__Instructions to follow__: Go through the material below and copy all lines with "components".

__Dataset content__:
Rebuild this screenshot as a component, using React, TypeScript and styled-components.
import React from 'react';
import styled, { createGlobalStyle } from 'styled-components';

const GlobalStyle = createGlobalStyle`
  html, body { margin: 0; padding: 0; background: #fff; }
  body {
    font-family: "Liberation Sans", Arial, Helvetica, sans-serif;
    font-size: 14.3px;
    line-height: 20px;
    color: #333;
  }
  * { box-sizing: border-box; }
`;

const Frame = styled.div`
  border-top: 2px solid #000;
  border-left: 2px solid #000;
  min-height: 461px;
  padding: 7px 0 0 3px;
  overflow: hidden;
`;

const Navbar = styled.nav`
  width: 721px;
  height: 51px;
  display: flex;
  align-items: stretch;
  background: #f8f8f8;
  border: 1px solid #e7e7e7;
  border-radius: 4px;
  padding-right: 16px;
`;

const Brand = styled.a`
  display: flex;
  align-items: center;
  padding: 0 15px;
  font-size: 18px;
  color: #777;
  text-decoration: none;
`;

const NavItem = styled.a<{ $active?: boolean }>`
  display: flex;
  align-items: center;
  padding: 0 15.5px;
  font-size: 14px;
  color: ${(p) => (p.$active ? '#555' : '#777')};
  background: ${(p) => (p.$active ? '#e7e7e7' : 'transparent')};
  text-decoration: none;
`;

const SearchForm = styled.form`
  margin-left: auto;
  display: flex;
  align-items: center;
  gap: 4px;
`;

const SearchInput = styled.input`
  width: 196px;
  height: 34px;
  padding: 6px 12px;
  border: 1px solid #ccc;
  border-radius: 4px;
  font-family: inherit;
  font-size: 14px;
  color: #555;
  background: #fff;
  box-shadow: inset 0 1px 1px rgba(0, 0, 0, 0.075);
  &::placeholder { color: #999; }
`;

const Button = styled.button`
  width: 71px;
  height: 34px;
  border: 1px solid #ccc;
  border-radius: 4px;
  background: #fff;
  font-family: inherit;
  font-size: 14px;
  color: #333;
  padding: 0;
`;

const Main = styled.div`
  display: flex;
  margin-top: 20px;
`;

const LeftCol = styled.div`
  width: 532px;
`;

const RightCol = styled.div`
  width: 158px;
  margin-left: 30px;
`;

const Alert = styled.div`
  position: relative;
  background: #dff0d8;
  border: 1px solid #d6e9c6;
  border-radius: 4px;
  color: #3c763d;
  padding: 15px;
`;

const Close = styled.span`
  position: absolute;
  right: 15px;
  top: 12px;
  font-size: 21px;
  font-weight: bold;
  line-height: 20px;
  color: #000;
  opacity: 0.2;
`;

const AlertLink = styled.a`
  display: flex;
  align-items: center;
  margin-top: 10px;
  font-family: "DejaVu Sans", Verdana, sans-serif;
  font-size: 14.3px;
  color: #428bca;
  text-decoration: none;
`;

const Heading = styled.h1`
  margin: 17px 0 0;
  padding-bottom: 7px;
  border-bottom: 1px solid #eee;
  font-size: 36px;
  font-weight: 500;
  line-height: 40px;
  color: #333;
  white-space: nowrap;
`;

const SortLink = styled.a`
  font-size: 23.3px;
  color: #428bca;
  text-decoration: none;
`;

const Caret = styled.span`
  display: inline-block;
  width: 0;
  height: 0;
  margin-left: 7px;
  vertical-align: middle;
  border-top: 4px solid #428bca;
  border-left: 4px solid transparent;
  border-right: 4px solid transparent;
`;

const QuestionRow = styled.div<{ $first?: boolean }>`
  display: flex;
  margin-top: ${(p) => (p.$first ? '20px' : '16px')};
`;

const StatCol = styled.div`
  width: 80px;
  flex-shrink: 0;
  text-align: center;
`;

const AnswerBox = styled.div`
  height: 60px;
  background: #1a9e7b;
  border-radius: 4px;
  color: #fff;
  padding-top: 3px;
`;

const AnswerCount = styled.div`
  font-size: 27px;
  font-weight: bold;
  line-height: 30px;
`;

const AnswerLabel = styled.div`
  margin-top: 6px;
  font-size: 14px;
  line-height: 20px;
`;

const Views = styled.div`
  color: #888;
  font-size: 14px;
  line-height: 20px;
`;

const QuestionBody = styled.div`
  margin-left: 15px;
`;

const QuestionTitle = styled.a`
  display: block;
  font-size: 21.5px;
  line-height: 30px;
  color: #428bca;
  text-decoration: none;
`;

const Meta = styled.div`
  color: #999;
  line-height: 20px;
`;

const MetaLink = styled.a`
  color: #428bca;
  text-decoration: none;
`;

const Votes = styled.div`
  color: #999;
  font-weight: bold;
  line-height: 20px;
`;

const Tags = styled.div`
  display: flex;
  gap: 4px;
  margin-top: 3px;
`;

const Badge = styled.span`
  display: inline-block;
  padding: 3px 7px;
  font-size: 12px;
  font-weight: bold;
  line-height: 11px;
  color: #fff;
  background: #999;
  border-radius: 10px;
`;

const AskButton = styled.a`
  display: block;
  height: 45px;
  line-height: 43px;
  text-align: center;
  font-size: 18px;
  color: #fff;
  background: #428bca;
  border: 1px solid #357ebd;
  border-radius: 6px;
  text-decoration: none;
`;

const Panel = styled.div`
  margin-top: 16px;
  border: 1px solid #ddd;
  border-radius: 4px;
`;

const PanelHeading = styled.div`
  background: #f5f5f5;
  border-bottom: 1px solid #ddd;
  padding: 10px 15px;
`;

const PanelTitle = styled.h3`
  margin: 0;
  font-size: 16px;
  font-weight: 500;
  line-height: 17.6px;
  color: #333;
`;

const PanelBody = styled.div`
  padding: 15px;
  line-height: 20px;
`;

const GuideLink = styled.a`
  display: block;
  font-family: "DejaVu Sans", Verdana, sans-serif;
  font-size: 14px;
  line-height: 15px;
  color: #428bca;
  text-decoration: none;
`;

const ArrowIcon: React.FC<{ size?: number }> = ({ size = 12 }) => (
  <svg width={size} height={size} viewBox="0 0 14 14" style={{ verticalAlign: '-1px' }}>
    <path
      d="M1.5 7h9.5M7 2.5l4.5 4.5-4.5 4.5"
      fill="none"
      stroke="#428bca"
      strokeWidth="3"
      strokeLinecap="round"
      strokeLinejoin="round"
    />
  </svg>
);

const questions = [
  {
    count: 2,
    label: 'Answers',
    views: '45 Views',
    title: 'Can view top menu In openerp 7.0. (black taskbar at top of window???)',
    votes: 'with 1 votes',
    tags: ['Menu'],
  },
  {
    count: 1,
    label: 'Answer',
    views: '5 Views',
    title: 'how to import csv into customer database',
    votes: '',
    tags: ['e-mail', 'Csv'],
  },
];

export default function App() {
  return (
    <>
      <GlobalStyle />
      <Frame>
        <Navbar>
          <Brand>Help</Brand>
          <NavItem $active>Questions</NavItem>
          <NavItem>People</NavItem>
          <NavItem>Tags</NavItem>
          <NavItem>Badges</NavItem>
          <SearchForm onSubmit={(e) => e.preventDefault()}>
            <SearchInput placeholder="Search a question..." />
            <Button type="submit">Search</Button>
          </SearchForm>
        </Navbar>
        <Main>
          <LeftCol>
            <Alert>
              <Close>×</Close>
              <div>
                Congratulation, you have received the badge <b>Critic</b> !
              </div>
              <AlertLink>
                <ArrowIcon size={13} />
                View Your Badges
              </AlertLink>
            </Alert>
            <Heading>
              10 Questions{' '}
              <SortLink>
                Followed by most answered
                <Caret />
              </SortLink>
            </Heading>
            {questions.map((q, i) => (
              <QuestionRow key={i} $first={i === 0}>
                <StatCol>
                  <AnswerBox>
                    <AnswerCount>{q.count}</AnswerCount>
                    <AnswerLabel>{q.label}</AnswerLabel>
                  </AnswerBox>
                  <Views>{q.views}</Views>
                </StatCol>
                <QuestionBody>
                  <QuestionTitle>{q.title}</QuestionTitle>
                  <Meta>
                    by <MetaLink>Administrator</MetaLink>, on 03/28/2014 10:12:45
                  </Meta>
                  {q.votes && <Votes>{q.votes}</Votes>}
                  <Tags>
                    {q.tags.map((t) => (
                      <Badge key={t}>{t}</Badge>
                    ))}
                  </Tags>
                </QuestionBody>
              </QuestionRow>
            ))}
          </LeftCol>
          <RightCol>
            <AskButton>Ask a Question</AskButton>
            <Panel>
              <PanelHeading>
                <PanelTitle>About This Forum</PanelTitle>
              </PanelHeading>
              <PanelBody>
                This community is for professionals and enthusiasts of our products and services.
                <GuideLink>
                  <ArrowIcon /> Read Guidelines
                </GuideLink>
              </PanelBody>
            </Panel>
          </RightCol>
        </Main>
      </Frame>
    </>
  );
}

__Correct answer__:
Rebuild this screenshot as a component, using React, TypeScript and styled-components.
import styled, { createGlobalStyle } from 'styled-components';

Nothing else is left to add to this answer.